# source coding theorem

The task of compression: Convert sequence of symbols to sequence of encoded symbols. It's desirable for the encoded sequence to be as short as possible.

## 1. informal statement

Given a random variable \(X\) with entropy \(H(X)\), any encoding of \(X\) will not have a smaller rate than \(H(X)\). Conversely, any rate smaller than \(H(X)\) will make loss very likely. However, you can get the rate arbitrarily close to \(H(X)\) and get arbitrarily small error in the limit as the sequence length \(n\rightarrow \infty\).

### 1.1. intuitive statement

I am trying to find an encoding scheme that will compress the input information from \(X\). The *rate* is the number of coding bits needed per input bit. This theorem is telling us that we can't compress below a certain rate, namely \(H(X)\), without incurring the penalty of likely loss.

## 2. making the rate arbitrarily close to \(H(X)\)

Shannon's source coding theorem says that: Given a random variable \(X\) with entropy \(H(X)\), define a notation for \(n\) i.i.d repetitions of \(X\): call it \(X^{1:n} = X_1,...,X_n\) For any \(\epsilon > 0\), for a rate of \(H(X)+\epsilon\), there exists:

- large enough \(n\) and
- a code that will permit any \(X^{1:n}\) to be encoded in \(n(H(X)+\epsilon)\) bits such that the original \(X^{1:n}\) can be recovered with probability of at least \(1-\epsilon\)

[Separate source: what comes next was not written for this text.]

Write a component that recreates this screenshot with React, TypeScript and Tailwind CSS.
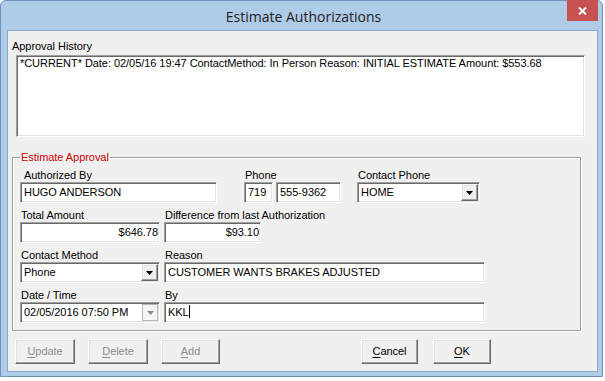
const sunken =
  "bg-white border border-t-[#a0a0a0] border-l-[#a0a0a0] border-b-white border-r-white shadow-[inset_1px_1px_0_#696969,inset_-1px_-1px_0_#e3e3e3]";
const raised =
  "bg-[#f0f0f0] border border-t-white border-l-white border-b-[#696969] border-r-[#696969] shadow-[inset_-1px_-1px_0_#a0a0a0,inset_1px_1px_0_#e3e3e3]";

function Field({ label, className, children }: { label: string; className?: string; children: React.ReactNode }) {
  return (
    <div className={"flex flex-col " + (className ?? "")}>
      <div className="h-[14px] leading-[14px] pl-[1px]">{label}</div>
      {children}
    </div>
  );
}

function TextBox({ value, w, right, children }: { value?: string; w: string; right?: boolean; children?: React.ReactNode }) {
  return (
    <div className={`${sunken} ${w} h-[21px] leading-[19px] whitespace-nowrap overflow-hidden ${right ? "text-right pr-[1px]" : "pl-[3px]"}`}>
      {value}
      {children}
    </div>
  );
}

function Arrow({ color }: { color: string }) {
  return (
    <svg width="7" height="4" viewBox="0 0 7 4">
      <path d="M0 0H7L3.5 4Z" fill={color} />
    </svg>
  );
}

function Combo({ value, w }: { value: string; w: string }) {
  return (
    <div className={`${sunken} ${w} h-[21px] flex p-[1px]`}>
      <div className="flex-1 pl-[2px] leading-[17px]">{value}</div>
      <div className={`${raised} w-[17px] h-[17px] flex items-center justify-center`}>
        <Arrow color="#000" />
      </div>
    </div>
  );
}

function Btn({ label, w, disabled }: { label: string; w: string; disabled?: boolean }) {
  return (
    <div className={`${raised} ${w} h-[25px] flex items-center justify-center ${disabled ? "text-[#8d8d8d]" : "text-black"}`}>
      <span>
        <span className="underline underline-offset-[2px]">{label[0]}</span>
        {label.slice(1)}
      </span>
    </div>
  );
}

export default function App() {
  return (
    <div className="w-[605px] h-[381px] bg-white font-['Liberation_Sans',Arial,sans-serif] text-[11px] tracking-[-0.05px] text-black">
      <div className="relative w-[603px] h-[377px] bg-[#aecbe8] border border-[#7193bb] rounded-t-[6px] flex flex-col">
        <div className="h-[29px] leading-[29px] pt-[1px] text-center font-['Open_Sans',sans-serif] text-[14px] tracking-normal text-[#1e1e1e] pl-[4px]">
          Estimate Authorizations
        </div>
        <div className="absolute top-[-1px] right-[4px] w-[31px] h-[21px] bg-[#c75050] flex items-center justify-center">
          <svg width="9" height="8" viewBox="0 0 9 8">
            <path d="M1 0.5L8 7.5M8 0.5L1 7.5" stroke="#fff" strokeWidth="2" />
          </svg>
        </div>

        <div className="ml-[6px] mr-[4px] h-[342px] border border-[#8da9c9] bg-[#f0f0f0] flex flex-col">
          <div className="ml-[4px] mt-[8px] h-[14px] leading-[14px]">Approval History</div>
          <div className={`${sunken} ml-[8px] mt-[2px] w-[569px] h-[82px] pl-[3px] pt-[1px] leading-[13px]`}>
            *CURRENT* Date: 02/05/16 19:47 ContactMethod: In Person Reason: INITIAL ESTIMATE Amount: $553.68
          </div>

          <fieldset className="ml-[4px] mt-[13px] w-[569px] h-[181px] border border-[#a0a0a0] shadow-[inset_1px_1px_0_#fff,1px_1px_0_#fff] px-0 pt-[4px] pb-0 m-0 min-w-0">
            <legend className="ml-[7px] px-[1px] leading-[14px] text-[#c80000]">Estimate Approval</legend>
            <div className="pl-[7px] flex flex-col gap-[5px]">
              <div className="flex">
                <Field label="Authorized By" className="[&>div:first-child]:pl-[4px]">
                  <TextBox w="w-[197px]" value="HUGO ANDERSON" />
                </Field>
                <Field label="Phone" className="ml-[27px]">
                  <div className="flex gap-[3px]">
                    <TextBox w="w-[29px]" value="719" />
                    <TextBox w="w-[65px]" value="555-9362" />
                  </div>
                </Field>
                <Field label="Contact Phone" className="ml-[16px]">
                  <Combo w="w-[123px]" value="HOME" />
                </Field>
              </div>
              <div className="flex gap-[4px]">
                <Field label="Total Amount">
                  <TextBox w="w-[140px]" value="$646.78" right />
                </Field>
                <Field label="Difference from last Authorization">
                  <TextBox w="w-[97px]" value="$93.10" right />
                </Field>
              </div>
              <div className="flex gap-[4px]">
                <Field label="Contact Method">
                  <Combo w="w-[140px]" value="Phone" />
                </Field>
                <Field label="Reason">
                  <TextBox w="w-[321px]" value="CUSTOMER WANTS BRAKES ADJUSTED" />
                </Field>
              </div>
              <div className="flex gap-[4px]">
                <Field label="Date / Time">
                  <div className={`${sunken} w-[140px] h-[21px] flex p-[1px]`}>
                    <div className="flex-1 pl-[2px] leading-[17px]">02/05/2016 07:50 PM</div>
                    <div className="w-[16px] h-[17px] border border-[#b9b9b9] bg-[#f4f4f4] flex items-center justify-center">
                      <Arrow color="#8a8a8a" />
                    </div>
                  </div>
                </Field>
                <Field label="By">
                  <TextBox w="w-[321px]">
                    <span>KKL</span>
                    <span className="inline-block w-[1px] h-[13px] bg-black align-[-2px]" />
                  </TextBox>
                </Field>
              </div>
            </div>
          </fieldset>

          <div className="flex ml-[7px] mt-[8px]">
            <Btn label="Update" w="w-[60px]" disabled />
            <div className="ml-[13px]">
              <Btn label="Delete" w="w-[60px]" disabled />
            </div>
            <div className="ml-[13px]">
              <Btn label="Add" w="w-[59px]" disabled />
            </div>
            <div className="ml-[141px]">
              <Btn label="Cancel" w="w-[57px]" />
            </div>
            <div className="ml-[15px]">
              <Btn label="OK" w="w-[58px]" />
            </div>
          </div>
        </div>
      </div>
    </div>
  );
}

Here, *rate* means the average number of bits per symbol used by the encoder.

A personal confusion I have with the above is why it's phrased so as to get better error bounds as you decrease \(\epsilon\). Wouldn't I expect the theorem to tell me I get better error bounds as I increase the rate above \(H(X)\)?

## 3. relationship with machine learning

If we had a perfect language model, then we could obtain a perfect code: just assign each string to a codeword that has a length equal to its surprisal value.

If we had a perfect coding scheme, we could recover the language model by using the lengths to back solve for probabilities.